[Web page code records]
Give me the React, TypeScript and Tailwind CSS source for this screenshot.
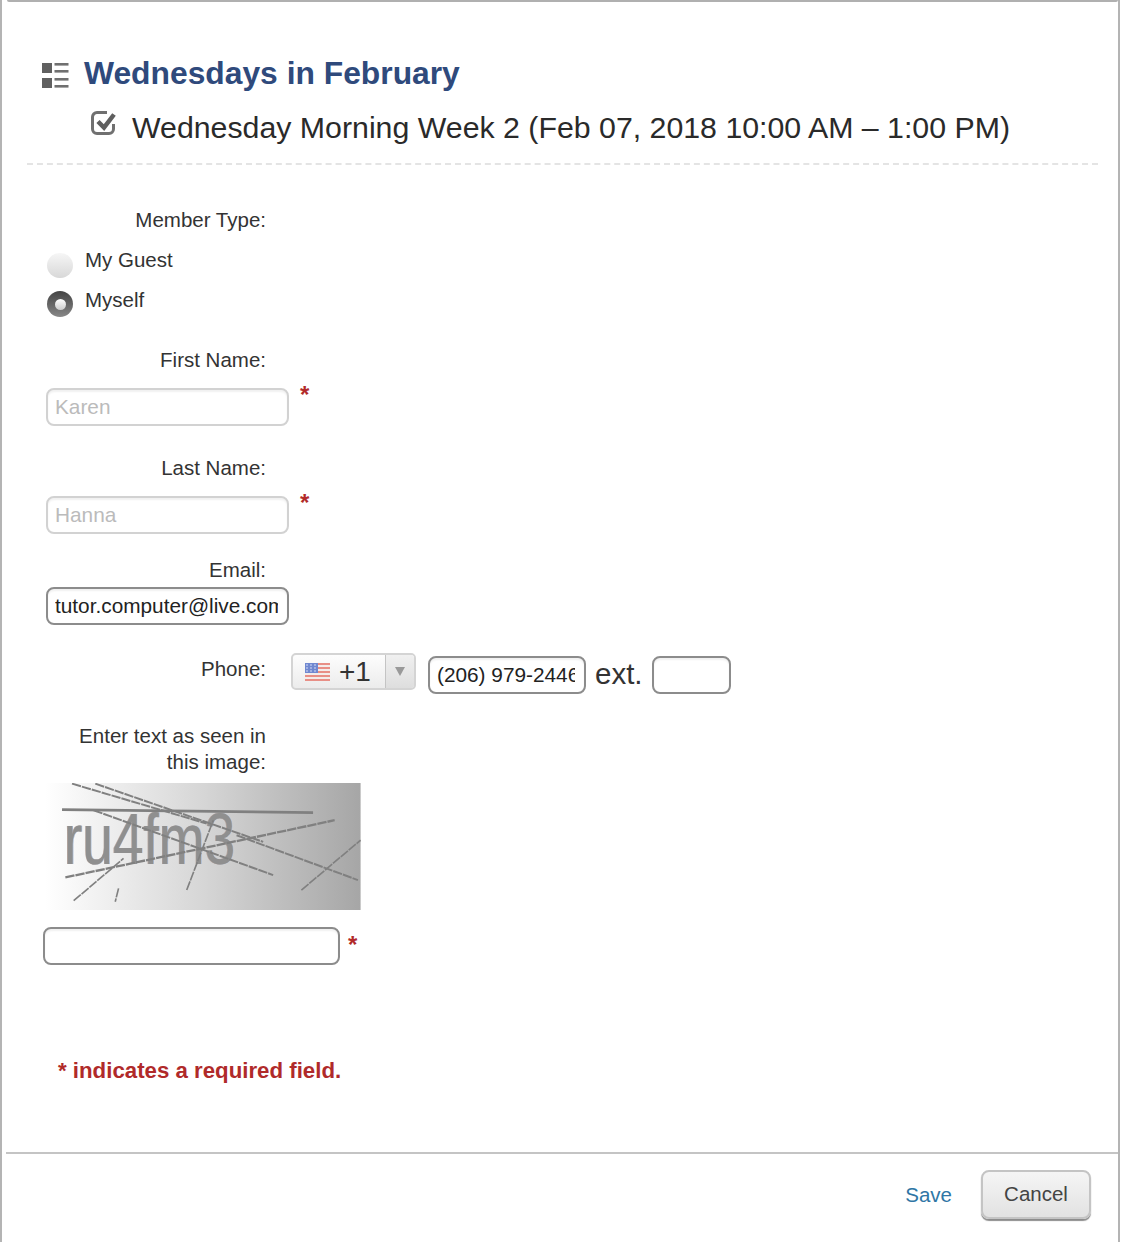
const font = { fontFamily: '"Liberation Sans", Arial, sans-serif' };

function Label({ children, className = "" }: { children: React.ReactNode; className?: string }) {
  return <div className={`w-[265px] text-right text-[20.5px] leading-[26px] text-[#333] ${className}`}>{children}</div>;
}

function Star({ className = "" }: { className?: string }) {
  return <span className={`text-[24px] leading-[24px] font-bold text-[#b22a2a] ${className}`}>*</span>;
}

function Field({ value, muted = false, className = "" }: { value?: string; muted?: boolean; className?: string }) {
  return (
    <input
      readOnly
      value={value ?? ""}
      className={`h-[38px] rounded-[8px] border-2 bg-white pl-[7px] pr-[9px] text-[20.8px] outline-none shadow-[inset_0_2px_2px_rgba(0,0,0,0.06)] ${
        muted ? "border-[#d2d2d2] text-[#bbbbbb]" : "border-[#8c8c8c] text-[#222]"
      } ${className}`}
    />
  );
}

function Flag() {
  return (
    <svg width="25" height="18" viewBox="0 0 25 18" className="shrink-0">
      <rect width="25" height="18" fill="#f4ecea" />
      {[0, 4, 8, 12, 16].map((y) => (
        <rect key={y} y={y} width="25" height="2" fill="#e88f86" />
      ))}
      <rect width="13" height="10" fill="#7088d0" />
      {[2, 6, 10].map((x) => [2, 5, 8].map((y) => <circle key={`${x}-${y}`} cx={x} cy={y} r="0.8" fill="#dfe6fb" />))}
    </svg>
  );
}

function Captcha() {
  const lines: [number, number, number, number, number][] = [
    [125, 40, 530, 160, 6],
    [195, 40, 700, 215, 6],
    [95, 118, 850, 127, 8],
    [190, 120, 730, 315, 6],
    [105, 322, 915, 150, 7],
    [130, 392, 280, 265, 5],
    [265, 355, 255, 395, 5],
    [470, 360, 550, 150, 5],
    [815, 360, 993, 210, 5],
    [620, 195, 985, 330, 6],
  ];
  return (
    <svg width="316" height="127" viewBox="45 38 948 382" className="block">
      <defs>
        <linearGradient id="cg" x1="0" x2="1" y1="0" y2="0">
          <stop offset="0" stopColor="#ffffff" />
          <stop offset="0.5" stopColor="#d6d6d6" />
          <stop offset="1" stopColor="#a6a6a6" />
        </linearGradient>
      </defs>
      <rect x="45" y="38" width="948" height="382" fill="url(#cg)" />
      <text x="103" y="283" fontSize="220" textLength="515" lengthAdjust="spacingAndGlyphs" fill="#a9bcd6" style={font}>
        ru4fm3
      </text>
      <text x="99" y="283" fontSize="220" textLength="515" lengthAdjust="spacingAndGlyphs" fill="#b5a49c" style={font}>
        ru4fm3
      </text>
      <text x="101" y="283" fontSize="220" textLength="515" lengthAdjust="spacingAndGlyphs" fill="#8f8f8f" style={font}>
        ru4fm3
      </text>
      {lines.map(([a, b, c, d, w], i) => (
        <line key={i} x1={a} y1={b} x2={c} y2={d} stroke="#808080" strokeWidth={w} strokeDasharray={w > 7 ? undefined : "28 3"} />
      ))}
    </svg>
  );
}

export default function App() {
  return (
    <div className="h-[1242px] w-[1125px] overflow-hidden bg-white" style={font}>
      <div className="flex h-full w-[1120px] flex-col border-x-2 border-[#b4b4b4]">
        <div className="ml-[5px] h-[2px] rounded-b bg-[#b0b0b0]" />

        <div className="flex-1 pl-[25px] pr-[20px]">
          <div className="ml-[15px] mt-[51px] flex items-center">
            <svg width="27" height="25" viewBox="0 0 27 25" className="mt-[5px] shrink-0">
              <rect x="0" y="0" width="10" height="10" fill="#606060" />
              <rect x="0" y="15" width="10" height="10" fill="#606060" />
              {[0, 7, 15, 22].map((y) => (
                <rect key={y} x="12.5" y={y} width="14" height="2.6" fill="#707070" />
              ))}
            </svg>
            <h1 className="ml-[15px] text-[31.8px] leading-[40px] font-bold text-[#2f4a7c]">Wednesdays in February</h1>
          </div>

          <div className="ml-[64px] mt-[15px] flex items-start">
            <svg width="25" height="24" viewBox="0 0 25 24" className="mt-[3px] shrink-0">
              <path d="M16 1.5H6A4.5 4.5 0 0 0 1.5 6V18A4.5 4.5 0 0 0 6 22.5H18A4.5 4.5 0 0 0 22.5 18V13" fill="none" stroke="#707070" strokeWidth="3" />
              <path d="M7 10.5L13 16.5L23 3.5" fill="none" stroke="#5f5f5f" strokeWidth="4.5" />
            </svg>
            <div className="ml-[16px] text-[30.3px] leading-[40px] text-[#2a2a2a]">
              Wednesday Morning Week 2 (Feb 07, 2018 10:00 AM – 1:00 PM)
            </div>
          </div>

          <div className="mt-[15px] border-t-2 border-dashed border-[#e4e4e4]" />

          <Label className="mt-[42px] ml-[-26px]">Member Type:</Label>

          <div className="mt-[14px] ml-[20px] flex items-start">
            <span className="mt-[6px] h-[25px] w-[26px] rounded-full bg-gradient-to-b from-[#f6f6f6] to-[#d8d8d8]" />
            <span className="ml-[12px] text-[20.5px] leading-[26px] text-[#333]">My Guest</span>
          </div>
          <div className="mt-[9px] ml-[20px] flex items-start">
            <span className="mt-[4px] flex h-[26px] w-[26px] items-center justify-center rounded-full bg-gradient-to-b from-[#444] to-[#888]">
              <span className="h-[11px] w-[11px] rounded-full bg-gradient-to-b from-[#fff] to-[#ccc]" />
            </span>
            <span className="ml-[12px] text-[20.5px] leading-[26px] text-[#333]">Myself</span>
          </div>

          <Label className="mt-[30px] ml-[-26px]">First Name:</Label>
          <div className="mt-[15px] ml-[19px] flex items-start">
            <Field value="Karen" muted className="w-[243px]" />
            <Star className="ml-[11px] mt-[-5px]" />
          </div>

          <Label className="mt-[29px] ml-[-26px]">Last Name:</Label>
          <div className="mt-[15px] ml-[19px] flex items-start">
            <Field value="Hanna" muted className="w-[243px]" />
            <Star className="ml-[11px] mt-[-5px]" />
          </div>

          <Label className="mt-[23px] ml-[-26px]">Email:</Label>
          <div className="mt-[4px] ml-[19px]">
            <Field value="tutor.computer@live.com" className="w-[243px]" />
          </div>

          <div className="mt-[28px] ml-[-26px] flex items-start">
            <Label className="mt-[3px]">Phone:</Label>
            <div className="ml-[25px] flex h-[37px] w-[125px] items-stretch overflow-hidden rounded-[5px] border-2 border-[#d4d4d4] bg-gradient-to-b from-[#fdfdfd] to-[#ececec]">
              <div className="flex flex-1 items-center pl-[12px]">
                <Flag />
                <span className="ml-[9px] text-[28px] leading-none text-[#333]">+1</span>
              </div>
              <div className="flex w-[29px] items-center justify-center border-l border-[#c4c4c4] bg-gradient-to-b from-[#f0f0f0] to-[#dedede]">
                <svg width="10" height="9" viewBox="0 0 10 9">
                  <path d="M0 0h10L5 9z" fill="#999" />
                </svg>
              </div>
            </div>
            <Field value="(206) 979-2446" className="ml-[12px] mt-[3px] w-[158px]" />
            <span className="ml-[9px] mt-[2px] text-[29.5px] leading-[38px] text-[#333]">ext.</span>
            <Field className="ml-[9px] mt-[3px] w-[79px]" />
          </div>

          <Label className="mt-[29px] ml-[-26px] pl-[60px]">Enter text as seen in this image:</Label>

          <div className="mt-[8px] ml-[18px]">
            <Captcha />
          </div>
          <div className="mt-[17px] ml-[16px] flex items-start">
            <Field className="w-[297px]" />
            <Star className="ml-[8px] mt-[6px]" />
          </div>

          <div className="mt-[92px] ml-[31px] text-[22.25px] leading-[28px] font-bold text-[#b02a2a]">
            * indicates a required field.
          </div>
        </div>

        <div className="ml-[4px] h-[2px] bg-[#c4c4c4]" />
        <div className="flex h-[88px] items-start justify-end pr-[27px] pt-[16px]">
          <span className="mt-[12px] text-[20.5px] leading-[26px] text-[#2f76a5]">Save</span>
          <button className="ml-[29px] h-[49px] w-[110px] rounded-[8px] border-2 border-[#c4c4c4] bg-gradient-to-b from-[#f5f5f5] to-[#e2e2e2] text-[20.5px] text-[#444] shadow-[0_2px_1px_rgba(0,0,0,0.45)]">
            Cancel
          </button>
        </div>
      </div>
    </div>
  );
}
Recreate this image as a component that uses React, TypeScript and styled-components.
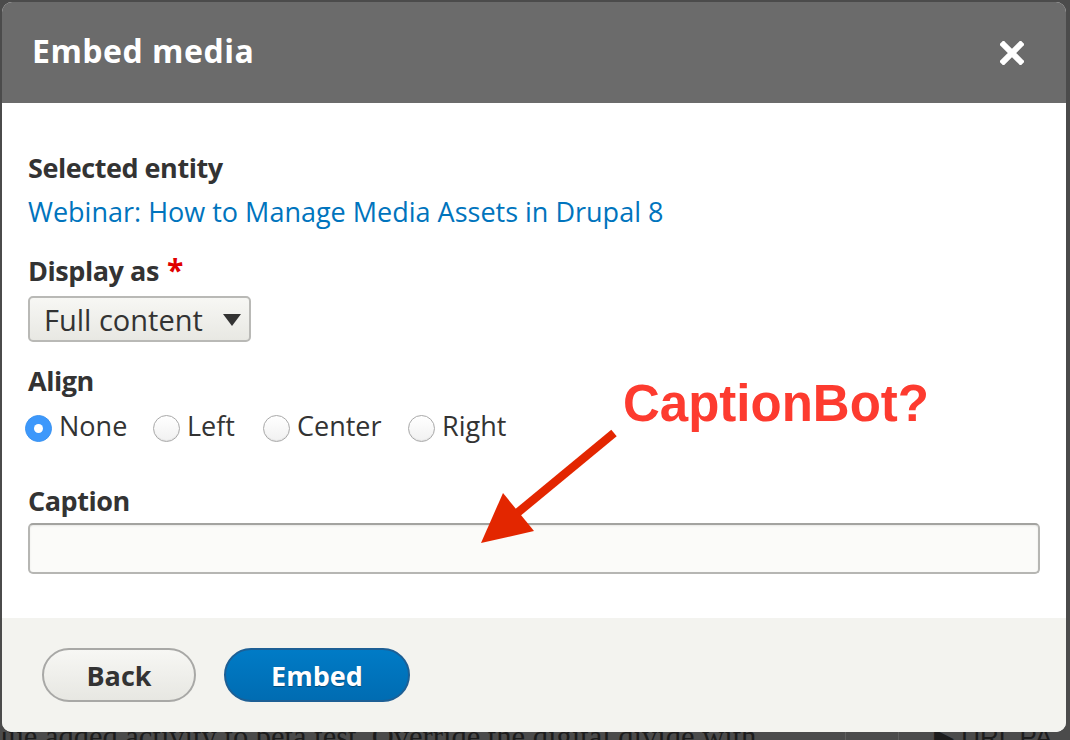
import React from "react";
import styled, { createGlobalStyle } from "styled-components";

const Global = createGlobalStyle`
  html, body { margin: 0; padding: 0; background: #4b4b4b; }
  body { width: 1070px; height: 740px; overflow: hidden; font-family: "Open Sans", "DejaVu Sans", sans-serif; }
  * { box-sizing: border-box; }
`;

const Page = styled.div`
  width: 1070px;
  height: 740px;
  overflow: hidden;
  padding: 2px 4px 0 2px;
  display: flex;
  flex-direction: column;
`;

const Dialog = styled.div`
  position: relative;
  flex: none;
  width: 1064px;
  height: 730px;
  border-radius: 10px;
  overflow: hidden;
  background: #fff;
  display: flex;
  flex-direction: column;
`;

const Header = styled.div`
  flex: none;
  height: 101px;
  background: #6b6b6b;
  display: flex;
  align-items: center;
  justify-content: space-between;
  padding: 0 42px 3px 30px;
`;

const Title = styled.h1`
  margin: 0;
  font-size: 32px;
  font-weight: 700;
  line-height: 1;
  color: #fff;
  letter-spacing: 0.5px;
`;

const CloseButton = styled.button`
  border: 0;
  padding: 0;
  background: none;
  width: 24px;
  height: 24px;
  display: flex;
  margin-top: 3px;
`;

const Body = styled.div`
  flex: none;
  height: 515px;
  padding: 46.5px 26px 0 26px;
  display: flex;
  flex-direction: column;
`;

const Label = styled.div<{ $mt?: number }>`
  font-size: 27px;
  font-weight: 700;
  line-height: 36px;
  letter-spacing: -0.45px;
  color: #333;
  margin-top: ${(p) => p.$mt ?? 0}px;
`;

const Required = styled.span`
  color: #e00000;
  margin-left: 8px;
  font-size: 30px;
`;

const EntityLink = styled.a`
  font-size: 27px;
  line-height: 36px;
  color: #0074bd;
  text-decoration: none;
  margin-top: 8px;
`;

const Select = styled.div`
  margin-top: 7.5px;
  width: 223px;
  height: 46px;
  border: 2px solid #b9b9b6;
  border-radius: 5px;
  background: linear-gradient(#f7f7f4, #e8e8e3);
  display: flex;
  align-items: center;
  justify-content: space-between;
  padding: 0 8px 0 14px;
  font-size: 29px;
  color: #333;
`;

const Caret = styled.span`
  width: 0;
  height: 0;
  border-left: 9.5px solid transparent;
  border-right: 9.5px solid transparent;
  border-top: 12px solid #333;
  margin-top: 2px;
`;

const RadioRow = styled.div`
  margin-top: 9px;
  display: flex;
  height: 36px;
`;

const Option = styled.label<{ $w: number }>`
  width: ${(p) => p.$w}px;
  flex: none;
  display: flex;
  align-items: flex-start;
  gap: 7px;
  margin-left: -3px;
  margin-right: 3px;
  font-size: 27px;
  line-height: 36px;
  color: #333;
`;

const Radio = styled.span<{ $checked?: boolean }>`
  flex: none;
  width: 27px;
  height: 27px;
  margin-top: 7.5px;
  border-radius: 50%;
  display: flex;
  align-items: center;
  justify-content: center;
  border: 1px solid ${(p) => (p.$checked ? "#3a93f2" : "#a9a9a9")};
  background: ${(p) =>
    p.$checked ? "#3d98fb" : "linear-gradient(#ffffff, #f1f1f1)"};
  box-shadow: ${(p) => (p.$checked ? "none" : "inset 0 -1px 1px rgba(0,0,0,0.06)")};
  &::after {
    content: "";
    display: ${(p) => (p.$checked ? "block" : "none")};
    width: 9px;
    height: 9px;
    border-radius: 50%;
    background: #fff;
  }
`;

const TextInput = styled.div`
  margin-top: 4.5px;
  width: 1012px;
  height: 51px;
  border: 2px solid #b6b6b3;
  border-top-color: #a3a3a0;
  border-radius: 5px;
  background: #fbfbf9;
  box-shadow: inset 0 1px 2px rgba(0, 0, 0, 0.08);
`;

const Footer = styled.div`
  flex: 1;
  background: #f3f3ef;
  padding: 30px 40px;
  display: flex;
  align-items: flex-start;
  gap: 28px;
`;

const Button = styled.button<{ $primary?: boolean; $w: number }>`
  width: ${(p) => p.$w}px;
  height: 54px;
  border-radius: 27px;
  font-family: "Open Sans", "DejaVu Sans", sans-serif;
  font-size: 27px;
  font-weight: 700;
  padding: 0;
  border: 2px solid ${(p) => (p.$primary ? "#1d5f95" : "#a8a8a6")};
  background: ${(p) =>
    p.$primary
      ? "linear-gradient(#007bc6, #006cb2)"
      : "linear-gradient(#f7f7f4, #e7e7e2)"};
  color: ${(p) => (p.$primary ? "#fff" : "#333")};
  text-shadow: ${(p) => (p.$primary ? "0 1px 1px rgba(0,0,0,0.35)" : "none")};
`;

const Annotation = styled.div`
  position: absolute;
  left: 621px;
  top: 376px;
  font-family: "Liberation Sans", Arial, sans-serif;
  font-weight: 700;
  font-size: 51px;
  line-height: 1;
  color: #fd3b2f;
`;

const ArrowSvg = styled.svg`
  position: absolute;
  left: 468px;
  top: 418px;
`;

const Backdrop = styled.div`
  flex: none;
  margin-left: -2px;
  width: 1070px;
  height: 8px;
  overflow: hidden;
  display: flex;
  align-items: flex-start;
`;

const BackdropText = styled.div`
  flex: none;
  width: 845px;
  margin-top: -10.5px;
  font-family: "Liberation Serif", "Times New Roman", serif;
  font-size: 30.5px;
  line-height: 30px;
  color: #1c1c1c;
  white-space: nowrap;
`;

const BackdropCell = styled.div<{ $w: number }>`
  flex: none;
  width: ${(p) => p.$w}px;
  height: 8px;
  border-left: 1px solid #5e5e5e;
`;

const BackdropNav = styled.div`
  flex: none;
  margin-top: -9px;
  font-family: "Liberation Sans", Arial, sans-serif;
  font-size: 26px;
  line-height: 28px;
  color: #1c1c1c;
  white-space: nowrap;
  padding-left: 34px;
`;

export default function App() {
  return (
    <>
      <Global />
      <Page>
        <Dialog>
          <Header>
            <Title>Embed media</Title>
            <CloseButton aria-label="Close">
              <svg width="24" height="24" viewBox="0 0 24 24">
                <path
                  d="M3.5 3.5 L20.5 20.5 M20.5 3.5 L3.5 20.5"
                  stroke="#fff"
                  strokeWidth="6"
                  strokeLinecap="square"
                  fill="none"
                />
              </svg>
            </CloseButton>
          </Header>
          <Body>
            <Label>Selected entity</Label>
            <EntityLink href="#">Webinar: How to Manage Media Assets in Drupal 8</EntityLink>
            <Label $mt={22}>
              Display as<Required>*</Required>
            </Label>
            <Select>
              <span>Full content</span>
              <Caret />
            </Select>
            <Label $mt={20.5}>Align</Label>
            <RadioRow>
              <Option $w={128}>
                <Radio $checked />
                None
              </Option>
              <Option $w={110}>
                <Radio />
                Left
              </Option>
              <Option $w={145}>
                <Radio />
                Center
              </Option>
              <Option $w={120}>
                <Radio />
                Right
              </Option>
            </RadioRow>
            <Label $mt={39}>Caption</Label>
            <TextInput />
          </Body>
          <Footer>
            <Button $w={154}>Back</Button>
            <Button $w={186} $primary>
              Embed
            </Button>
          </Footer>
          <Annotation>CaptionBot?</Annotation>
          <ArrowSvg width="160" height="140" viewBox="0 0 160 140">
            <line x1="144" y1="13" x2="46" y2="94" stroke="#e32600" strokeWidth="8.5" />
            <polygon points="11,123 33,73 64,111" fill="#e32600" />
          </ArrowSvg>
        </Dialog>
        <Backdrop>
          <BackdropText>lue added activity to beta test. Override the digital divide with</BackdropText>
          <BackdropCell $w={53} />
          <BackdropCell $w={2} />
          <BackdropNav>▶ URL PA</BackdropNav>
        </Backdrop>
      </Page>
    </>
  );
}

● Aim of the exercise
Pick out each line containing "components" and report it.

● Expected answer
Recreate this image as a component that uses React, TypeScript and styled-components.
import styled, { createGlobalStyle } from "styled-components";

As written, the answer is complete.